The tougher measures to be announced Thursday aim to limit speculation by commercial banks and to keep financial institutions from becoming so big that they pose a risk to the overall economic system. In focusing attention on Wall Street, however, the administration is also seeking to halt a wave of public anxiety that is benefiting Republicans and undermining Mr. Obama’s agenda.
Mr. Obama last year proposed a series of measures to tighten the reins on financial institutions in hopes of preventing a recurrence of the crisis that struck both Wall Street and Washington in the fall of 2008. The House passed a bill last month. But his announcement Thursday will broaden those measures, particularly by endorsing Mr. Volcker’s proposal to restrict proprietary trading by commercial banks. Such a limit would separate commercial banks from investment banks, a line that was blurred a decade ago by the repeal of the Depression-era Glass-Steagall Act. That restriction would affect some of the nation’s biggest banks, including banking giants Bank of America Corp., Goldman Sachs and Citigroup Inc.
The senior administration official, speaking on the condition of anonymity because the plan had not yet been made public, said Mr. Obama has been planning for months to toughen proposed legislation to reduce risk-taking and limit the size and scope of financial institutions. News of the announcement came shortly after Treasury Secretary Timothy Geithner had a private dinner Wednesday night with chief executives from some of the top Wall Street banks.

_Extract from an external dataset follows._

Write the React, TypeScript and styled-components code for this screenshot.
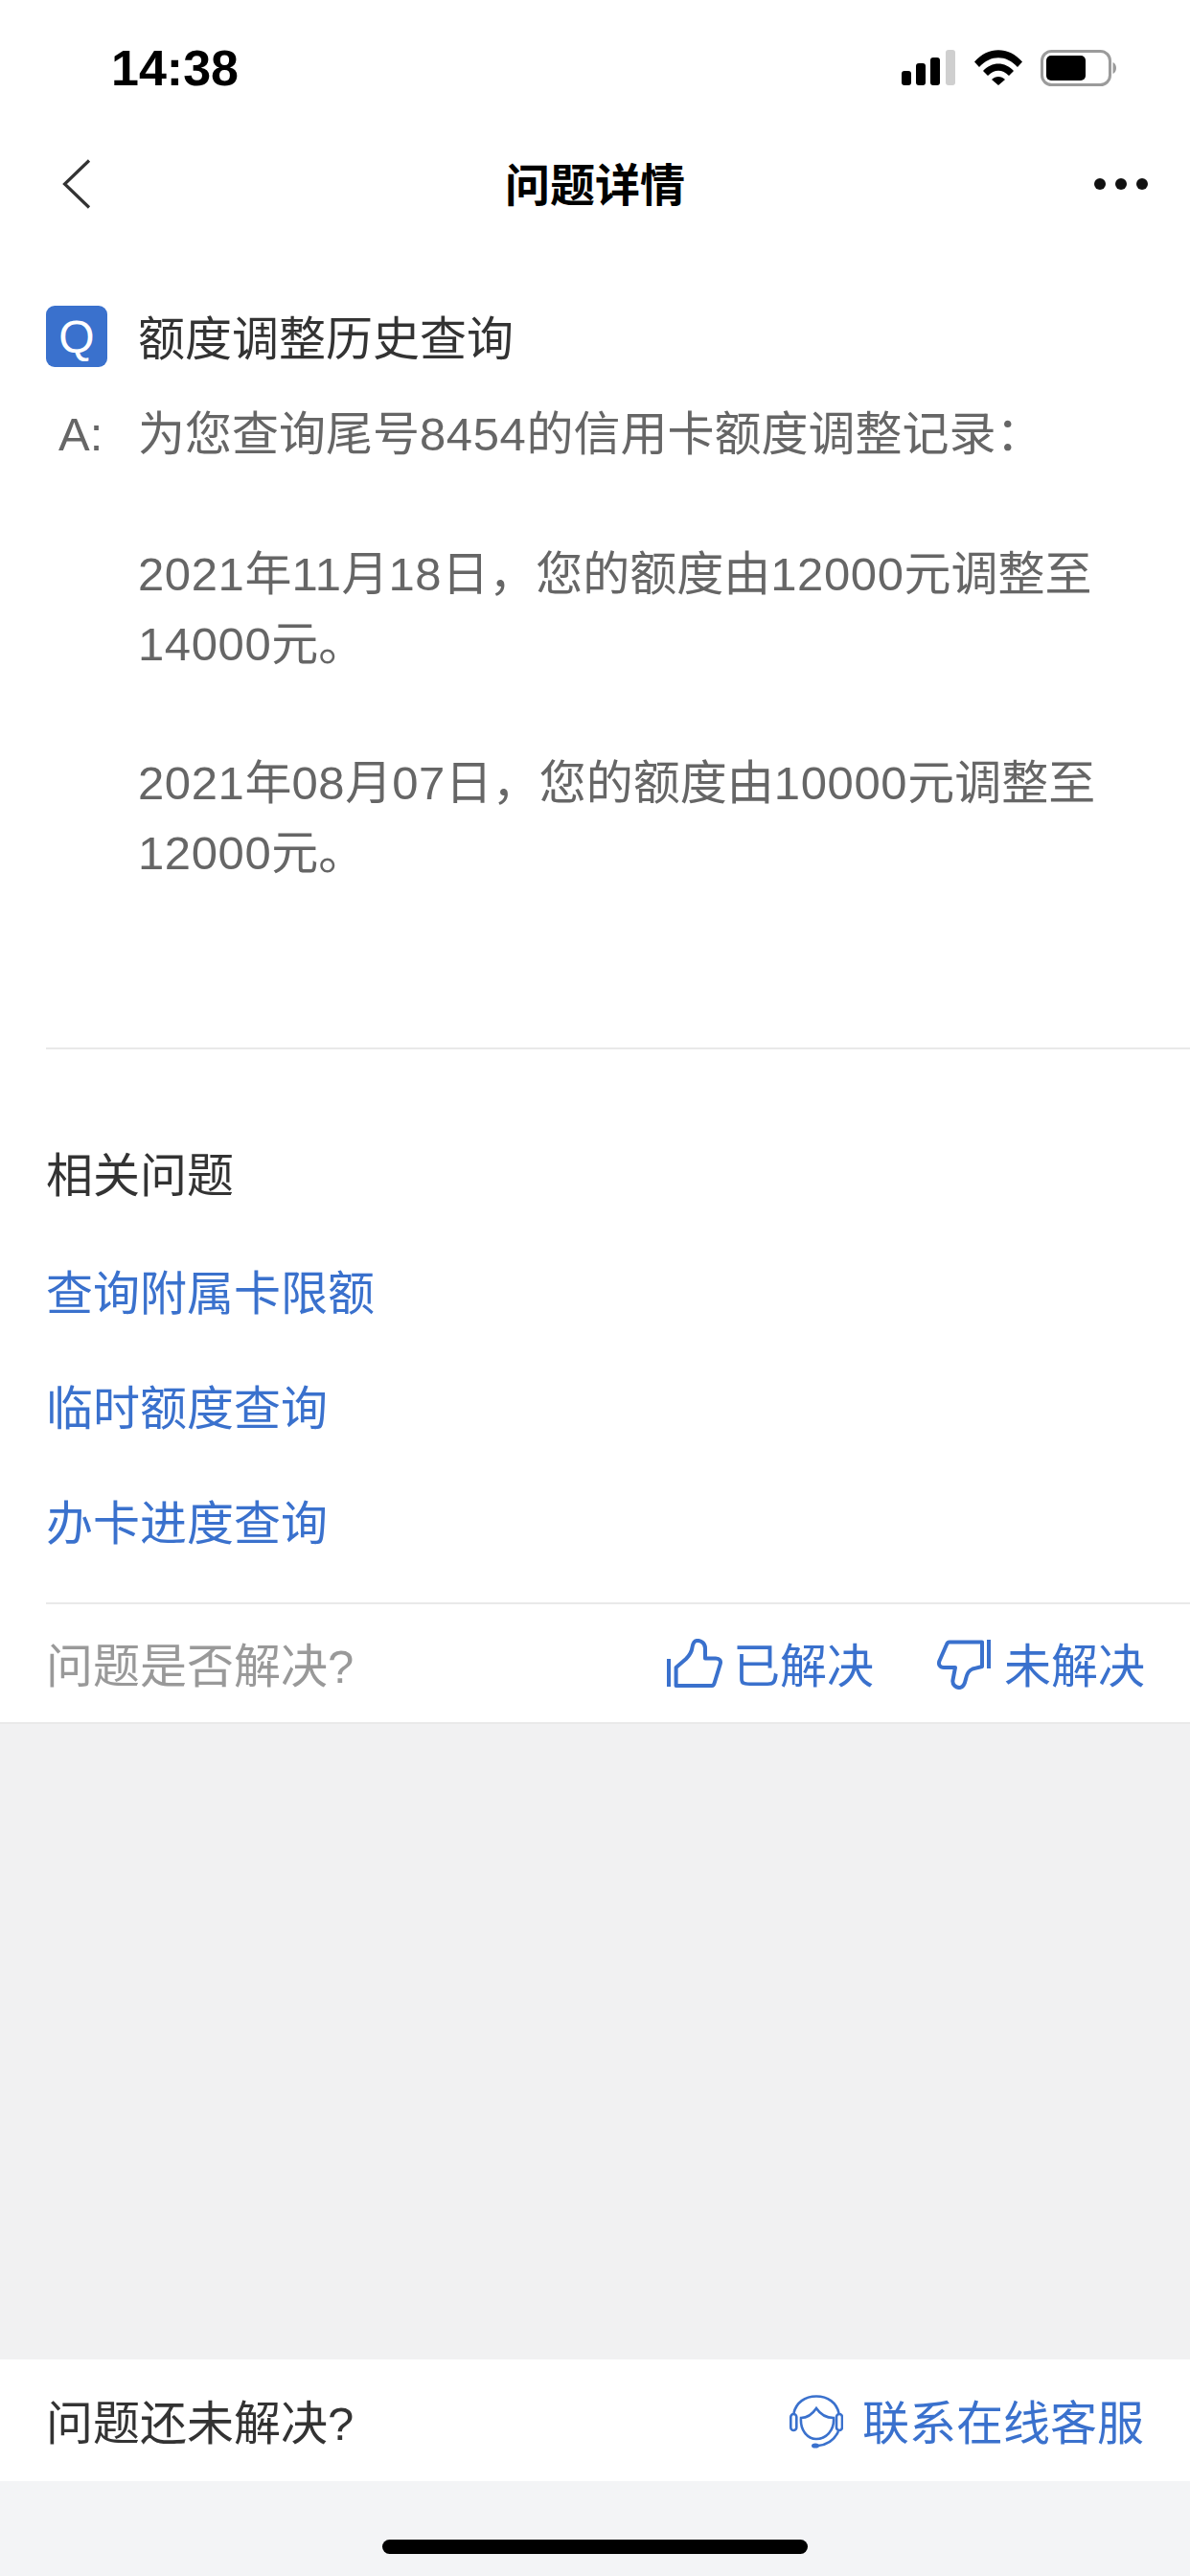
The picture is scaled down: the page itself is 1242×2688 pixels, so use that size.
import styled, { createGlobalStyle } from "styled-components";

const BLUE = "#3a71cd";
const DIVIDER = "#e9e9e9";

const GlobalStyle = createGlobalStyle`
  html, body {
    margin: 0;
    padding: 0;
    background: #fff;
  }
  * {
    box-sizing: border-box;
  }
`;

const Page = styled.div`
  width: 1242px;
  height: 2688px;
  display: flex;
  flex-direction: column;
  background: #fff;
  font-family: "Liberation Sans", "Noto Sans CJK SC", sans-serif;
  font-size: 49px;
  overflow: hidden;
`;

const StatusBar = styled.div`
  height: 140px;
  display: flex;
  align-items: flex-start;
  justify-content: space-between;
  padding: 52px 77px 0 116px;
`;

const Clock = styled.div`
  font-size: 52px;
  font-weight: 700;
  line-height: 38px;
  color: #000;
`;

const StatusIcons = styled.div`
  display: flex;
  align-items: flex-start;
  gap: 19px;
  svg {
    display: block;
  }
`;

const NavBar = styled.div`
  height: 104px;
  display: flex;
  align-items: center;
  justify-content: space-between;
  padding: 0 44px 0 65px;
`;

const NavTitle = styled.div`
  font-size: 47px;
  font-weight: 700;
  color: #000;
  padding-bottom: 6px;
`;

const NavSide = styled.div<{ $width: number; $end?: boolean }>`
  width: ${(p) => p.$width}px;
  display: flex;
  justify-content: ${(p) => (p.$end ? "flex-end" : "flex-start")};
`;

const Dots = styled.div`
  display: flex;
  gap: 10px;
`;

const Dot = styled.span`
  width: 12px;
  height: 12px;
  border-radius: 50%;
  background: #111;
`;

const Qa = styled.section`
  height: 849px;
  padding: 75px 0 0 48px;
`;

const QuestionRow = styled.div`
  display: flex;
  align-items: center;
  gap: 32px;
  height: 64px;
  color: #333;
`;

const QuestionText = styled.div`
  padding-bottom: 3px;
`;

const QBadge = styled.div`
  width: 64px;
  height: 64px;
  border-radius: 9px;
  background: ${BLUE};
  color: #fff;
  display: flex;
  align-items: center;
  justify-content: center;
  font-size: 48px;
`;

const AnswerRow = styled.div`
  display: flex;
  margin-top: 34px;
  color: #666;
  line-height: 73px;
`;

const ALabel = styled.div`
  width: 96px;
  padding-left: 13px;
  flex-shrink: 0;
`;

const AnswerBody = styled.div`
  width: 1010px;
`;

const AnswerPara = styled.p`
  margin: 0 0 72.5px;
`;

// the digits run a little wider than the Liberation ones
const Num = styled.span`
  letter-spacing: 0.6px;
`;

const Related = styled.section`
  margin-left: 48px;
  height: 579px;
  padding-top: 73px;
  border-top: 2px solid ${DIVIDER};
`;

const RelatedTitle = styled.div`
  height: 123px;
  line-height: 118px;
  color: #333;
`;

const RelatedLink = styled.div`
  height: 120px;
  line-height: 118px;
  color: ${BLUE};
`;

const Resolve = styled.div`
  margin-left: 48px;
  height: 125px;
  padding: 0 47px 3px 0;
  display: flex;
  align-items: center;
  border-top: 2px solid ${DIVIDER};
`;

const ResolveHint = styled.div`
  color: #999;
  flex: 1;
`;

const Vote = styled.div<{ $gap: number; $iconGap: number; $iconDrop: number }>`
  display: flex;
  align-items: center;
  gap: ${(p) => p.$iconGap}px;
  color: ${BLUE};
  margin-left: ${(p) => p.$gap}px;
  svg {
    display: block;
    margin-top: ${(p) => p.$iconDrop}px;
  }
`;

const Filler = styled.div`
  flex: 1;
  background: #f1f1f2;
  border-top: 2px solid ${DIVIDER};
`;

const Footer = styled.div`
  height: 127px;
  padding: 0 48px 3px 48px;
  display: flex;
  align-items: center;
  justify-content: space-between;
  color: #333;
`;

const ServiceLink = styled.div`
  display: flex;
  align-items: center;
  gap: 20px;
  color: ${BLUE};
  svg {
    margin-top: 6px;
  }
`;

const HomeArea = styled.div`
  height: 99px;
  background: #f3f4f6;
  display: flex;
  justify-content: center;
  padding-top: 61px;
`;

const HomeBar = styled.div`
  width: 444px;
  height: 15px;
  border-radius: 8px;
  background: #000;
`;

const SignalIcon = () => (
  <svg width="57" height="37" viewBox="0 0 57 37">
    <rect x="0" y="22" width="10" height="15" rx="3" fill="#000" />
    <rect x="15" y="14" width="10" height="23" rx="3" fill="#000" />
    <rect x="30" y="8" width="10" height="29" rx="3" fill="#000" />
    <rect x="46" y="0" width="10" height="37" rx="3" fill="#cfcfcf" />
  </svg>
);

const WifiIcon = () => (
  <svg width="50" height="37" viewBox="0 0 50 37">
    <path d="M0 12.5 C14 -4 36 -4 50 12.5 L45 18 C33 5 17 5 5 18 Z" fill="#000" />
    <path d="M9 22 C18 12 32 12 41 22 L36 27 C29 20 21 20 14 27 Z" fill="#000" />
    <path d="M18 31 C22 27 28 27 32 31 L25 37 Z" fill="#000" />
  </svg>
);

const BatteryIcon = () => (
  <svg width="79" height="38" viewBox="0 0 79 38">
    <rect x="1.5" y="1.5" width="71" height="35" rx="10" fill="none" stroke="#9b9b9b" strokeWidth="3" />
    <rect x="6" y="6" width="41" height="26" rx="5" fill="#000" />
    <path d="M75.5 13 C78 14 79 16.5 79 19 C79 21.5 78 24 75.5 25 Z" fill="#9b9b9b" />
  </svg>
);

const BackIcon = () => (
  <svg width="30" height="52" viewBox="0 0 30 52" fill="none">
    <path d="M28 1.5 L2.5 26 L28 50.5" stroke="#333" strokeWidth="3.2" />
  </svg>
);

const ThumbUpIcon = () => (
  <svg width="58" height="51" viewBox="0 0 58 51" fill="none" stroke={BLUE} strokeWidth="4" strokeLinejoin="round">
    <path d="M2 21 V50" />
    <path d="M9.6 49 H47 C49 49 49.5 47 50 45 L55.5 27 C57 23 55 20.5 51 20.5 H40 V10 C40 4 35 1.5 31 2 C27.5 2.5 27 6 26.5 9 C26 14 24 17 20 21 L9.6 30 Z" />
  </svg>
);

const ThumbDownIcon = () => (
  <svg width="57" height="52" viewBox="0 0 57 52" fill="none" stroke={BLUE} strokeWidth="4" strokeLinejoin="round">
    <path d="M54 0 V30" />
    <path d="M47 2.5 H13 C11 2.5 10.5 3.5 10 5 L2.5 22 C1 26 3 29 7 29 H19 L16.5 42 C15.5 47 20 50.5 24 50 C27.5 49.5 29 46 30 41 C31 36 33 32 37 30.5 L47 28 Z" />
  </svg>
);

const HeadsetIcon = () => (
  <svg width="56" height="56" viewBox="0 0 56 56" fill="none" stroke={BLUE} strokeWidth="2.6">
    <path d="M4.5 19 C7 8 16 1.5 28 1.5 C40 1.5 49 8 51.5 19" />
    <rect x="1.3" y="20" width="6" height="17" rx="3" />
    <rect x="49" y="20" width="6" height="17" rx="3" />
    <path d="M12 24 C19 24 24 20 28 14 C32 20 38 24 46 24 C47 36 39 46 28 46 C18 46 11 36 12 24 Z" />
    <path d="M51 38 C47 47 39 52 30 53" />
    <ellipse cx="27" cy="53" rx="4" ry="2.6" fill={BLUE} stroke="none" />
  </svg>
);

const relatedLinks = ["查询附属卡限额", "临时额度查询", "办卡进度查询"];

const App = () => {
  return (
    <Page>
      <GlobalStyle />
      <StatusBar>
        <Clock>14:38</Clock>
        <StatusIcons>
          <SignalIcon />
          <WifiIcon />
          <BatteryIcon />
        </StatusIcons>
      </StatusBar>
      <NavBar>
        <NavSide $width={57}>
          <BackIcon />
        </NavSide>
        <NavTitle>问题详情</NavTitle>
        <NavSide $width={78} $end>
          <Dots>
            <Dot />
            <Dot />
            <Dot />
          </Dots>
        </NavSide>
      </NavBar>
      <Qa>
        <QuestionRow>
          <QBadge>Q</QBadge>
          <QuestionText>额度调整历史查询</QuestionText>
        </QuestionRow>
        <AnswerRow>
          <ALabel>A:</ALabel>
          <AnswerBody>
            <AnswerPara>
              为您查询尾号<Num>8454</Num>的信用卡额度调整记录：
            </AnswerPara>
            <AnswerPara>
              <Num>2021</Num>年<Num>11</Num>月<Num>18</Num>日，您的额度由<Num>12000</Num>元调整至<Num>14000</Num>元。
            </AnswerPara>
            <AnswerPara>
              <Num>2021</Num>年<Num>08</Num>月<Num>07</Num>日，您的额度由<Num>10000</Num>元调整至<Num>12000</Num>元。
            </AnswerPara>
          </AnswerBody>
        </AnswerRow>
      </Qa>
      <Related>
        <RelatedTitle>相关问题</RelatedTitle>
        {relatedLinks.map((text) => (
          <RelatedLink key={text}>{text}</RelatedLink>
        ))}
      </Related>
      <Resolve>
        <ResolveHint>问题是否解决?</ResolveHint>
        <Vote $gap={0} $iconGap={11} $iconDrop={2}>
          <ThumbUpIcon />
          已解决
        </Vote>
        <Vote $gap={66} $iconGap={13} $iconDrop={5}>
          <ThumbDownIcon />
          未解决
        </Vote>
      </Resolve>
      <Filler />
      <Footer>
        <div>问题还未解决?</div>
        <ServiceLink>
          <HeadsetIcon />
          联系在线客服
        </ServiceLink>
      </Footer>
      <HomeArea>
        <HomeBar />
      </HomeArea>
    </Page>
  );
};

export default App;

There was also a new urgency in the Senate to move on the legislation — an attempt to respond to voter anger at Wall Street and bank bailouts that helped propel Republican Scott Brown to victory in a contest for the seat formerly held by the late Democratic Sen. Edward Kennedy. Mr. Brown’s victory gave Republicans 41 votes in the Senate, enough to mount successful filibusters and prevent Democratic legislation on health care or climate change from getting final votes.